I can't give you any previews yet, of course, because it all exists in my head and (I hope, shortly) in my other computer. And who knows how it'll all play out when it's edited. So fun!

And the fun doesn't end there. On Monday morning before work I finally got my act together to send some poems out to a magazine for the first time since May. I emailed them to the Poetry Salzburg Review, which takes email submissions - hurrah! (They all should.) It wasn't too scary because they had published a poem of mine before. I sent eight files and forgot about it because it always takes months. So, imagine my joy this morning when the post came and in plopped a letter containing proofs - yes, proofs, after five days! - of three poems, to go in their Spring issue!
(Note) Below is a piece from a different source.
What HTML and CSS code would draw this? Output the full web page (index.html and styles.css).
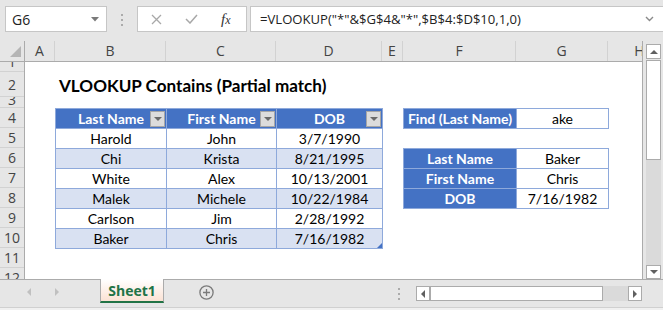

I'm very happy because these are poems I love. One of them (Imitating Life) is about looking at a book about the installation artist Andy Goldsworthy. The other two (The Brass Doorknob and A Crack in the Feeling) were written for my friend Michael in the months after he died in 2004. A Crack in the Feeling is one of my favourite poems I think I've ever written. It's all about eggs, and I didn't realise for ages that it was about Michael. I hadn't even realised that eggs were a metaphor for grief. But it is - and it seems they are. The poem even has a rubber chicken in it. Michael would've loved that.

Anyway, this is great news. It's a great little magazine, and it's only £10 a year to subscribe. It's clearly time for me to wake up and stop hibernating. And go check the other computer and see how that monster file's going. And see about the dinner...


* edited in months later: it never worked. Low-tech after all.